* [Data extract]:
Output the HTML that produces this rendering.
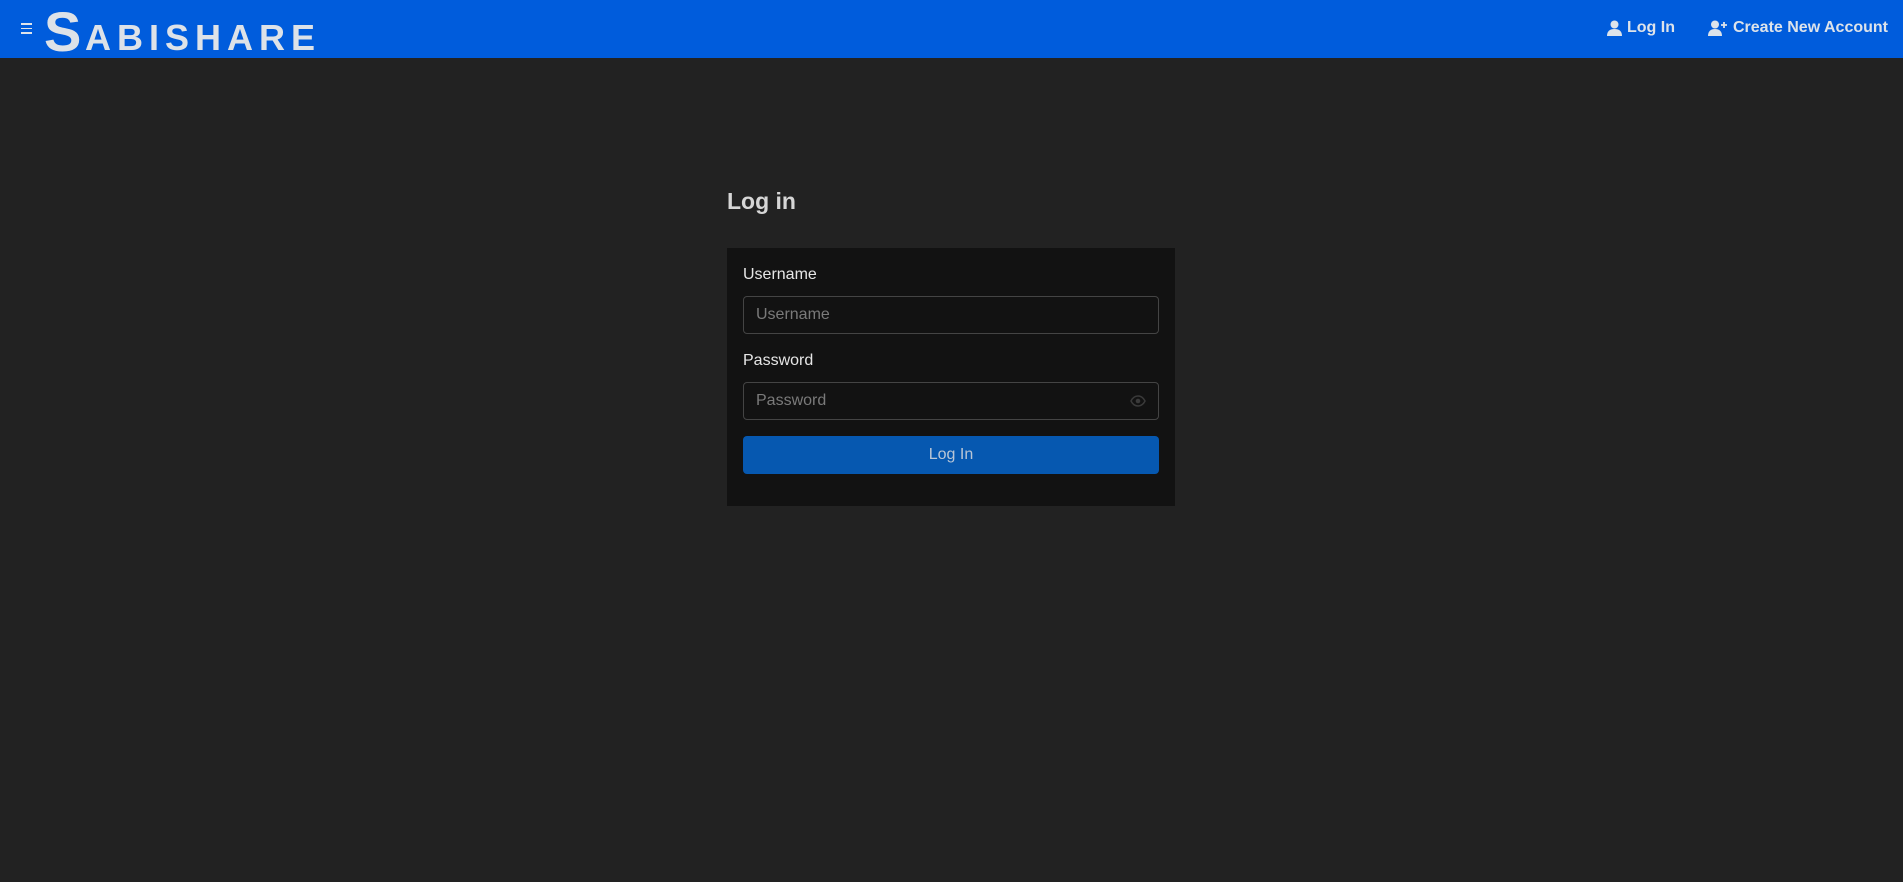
<!DOCTYPE html>
<html><head><meta charset="utf-8"><style>
*{box-sizing:border-box;margin:0;padding:0}
body{width:1903px;height:882px;background:#222222;font-family:"Liberation Sans",sans-serif;overflow:hidden;position:relative}
.hdr{position:absolute;left:0;top:0;width:1903px;height:58px;background:#005cdc}
.ham{position:absolute;left:21px;top:23px;width:11px}
.ham i{display:block;height:1.5px;background:#dfe4ea;margin-bottom:3px}
.logo{position:absolute;left:44px;top:3px;color:#dde2e8;font-weight:bold;white-space:nowrap}
.logo .s{font-size:56px;position:absolute;left:0;top:-4px;letter-spacing:0}
.logo .r{font-size:36px;position:absolute;left:41px;top:14px;letter-spacing:6px}
.nav{position:absolute;top:19px;color:#dde3ea;font-weight:bold;font-size:16px;display:flex;align-items:center}
.nav svg{margin-right:5px}
h1{position:absolute;left:727px;top:188px;color:#d6d6d6;font-size:23px;font-weight:bold}
.card{position:absolute;left:727px;top:248px;width:448px;height:258px;background:#121212}
.lbl{position:absolute;left:16px;color:#e6e6e6;font-size:16px}
.inp{position:absolute;left:16px;width:416px;height:38px;border:1px solid #444;border-radius:4px;color:#7a7a7a;font-size:16px;padding:9px 12px}
.btn{position:absolute;left:16px;top:188px;width:416px;height:38px;background:#0658b0;border-radius:4px;color:#b9c6d6;font-size:16px;text-align:center;line-height:38px}
</style></head><body>
<div class="hdr">
<div class="ham"><i></i><i></i><i></i></div>
<div class="logo"><span class="s">S</span><span class="r">ABISHARE</span></div>
<div class="nav" style="left:1607px"><svg width="15" height="16" viewBox="0 0 15 16"><circle cx="7.5" cy="4.5" r="4" fill="#dde3ea"/><path d="M0 16c0-5 3-7 7.5-7S15 11 15 16z" fill="#dde3ea"/></svg>Log In</div>
<div class="nav" style="left:1708px"><svg width="20" height="16" viewBox="0 0 20 16"><circle cx="7" cy="4.5" r="4" fill="#dde3ea"/><path d="M0 16c0-5 3-7 7-7s7 2 7 7z" fill="#dde3ea"/><path d="M16 2v6M13 5h6" stroke="#dde3ea" stroke-width="1.8"/></svg>Create New Account</div>
</div>
<h1>Log in</h1>
<div class="card">
<div class="lbl" style="top:18px">Username</div>
<div class="inp" style="top:48px">Username</div>
<div class="lbl" style="top:104px">Password</div>
<div class="inp" style="top:134px">Password
<svg style="position:absolute;right:12px;top:12px" width="16" height="12" viewBox="0 0 16 12"><path d="M1 6C3 2 5.5 1 8 1s5 1 7 5c-2 4-4.5 5-7 5S3 10 1 6z" fill="none" stroke="#3a3a3a" stroke-width="1.5"/><circle cx="8" cy="6" r="2.3" fill="#3a3a3a"/></svg></div>
<div class="btn">Log In</div>
</div>
</body></html>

* [Required work]:
Pictures excluded, quote all the data above exactly.

* [Answer in full]:
Output the HTML that produces this rendering.
<!DOCTYPE html>
<html><head><meta charset="utf-8"><style>
*{box-sizing:border-box;margin:0;padding:0}
body{width:1903px;height:882px;background:#222222;font-family:"Liberation Sans",sans-serif;overflow:hidden;position:relative}
.hdr{position:absolute;left:0;top:0;width:1903px;height:58px;background:#005cdc}
.ham{position:absolute;left:21px;top:23px;width:11px}
.ham i{display:block;height:1.5px;background:#dfe4ea;margin-bottom:3px}
.logo{position:absolute;left:44px;top:3px;color:#dde2e8;font-weight:bold;white-space:nowrap}
.logo .s{font-size:56px;position:absolute;left:0;top:-4px;letter-spacing:0}
.logo .r{font-size:36px;position:absolute;left:41px;top:14px;letter-spacing:6px}
.nav{position:absolute;top:19px;color:#dde3ea;font-weight:bold;font-size:16px;display:flex;align-items:center}
.nav svg{margin-right:5px}
h1{position:absolute;left:727px;top:188px;color:#d6d6d6;font-size:23px;font-weight:bold}
.card{position:absolute;left:727px;top:248px;width:448px;height:258px;background:#121212}
.lbl{position:absolute;left:16px;color:#e6e6e6;font-size:16px}
.inp{position:absolute;left:16px;width:416px;height:38px;border:1px solid #444;border-radius:4px;color:#7a7a7a;font-size:16px;padding:9px 12px}
.btn{position:absolute;left:16px;top:188px;width:416px;height:38px;background:#0658b0;border-radius:4px;color:#b9c6d6;font-size:16px;text-align:center;line-height:38px}
</style></head><body>
<div class="hdr">
<div class="ham"><i></i><i></i><i></i></div>
<div class="logo"><span class="s">S</span><span class="r">ABISHARE</span></div>
<div class="nav" style="left:1607px"><svg width="15" height="16" viewBox="0 0 15 16"><circle cx="7.5" cy="4.5" r="4" fill="#dde3ea"/><path d="M0 16c0-5 3-7 7.5-7S15 11 15 16z" fill="#dde3ea"/></svg>Log In</div>
<div class="nav" style="left:1708px"><svg width="20" height="16" viewBox="0 0 20 16"><circle cx="7" cy="4.5" r="4" fill="#dde3ea"/><path d="M0 16c0-5 3-7 7-7s7 2 7 7z" fill="#dde3ea"/><path d="M16 2v6M13 5h6" stroke="#dde3ea" stroke-width="1.8"/></svg>Create New Account</div>
</div>
<h1>Log in</h1>
<div class="card">
<div class="lbl" style="top:18px">Username</div>
<div class="inp" style="top:48px">Username</div>
<div class="lbl" style="top:104px">Password</div>
<div class="inp" style="top:134px">Password
<svg style="position:absolute;right:12px;top:12px" width="16" height="12" viewBox="0 0 16 12"><path d="M1 6C3 2 5.5 1 8 1s5 1 7 5c-2 4-4.5 5-7 5S3 10 1 6z" fill="none" stroke="#3a3a3a" stroke-width="1.5"/><circle cx="8" cy="6" r="2.3" fill="#3a3a3a"/></svg></div>
<div class="btn">Log In</div>
</div>
</body></html>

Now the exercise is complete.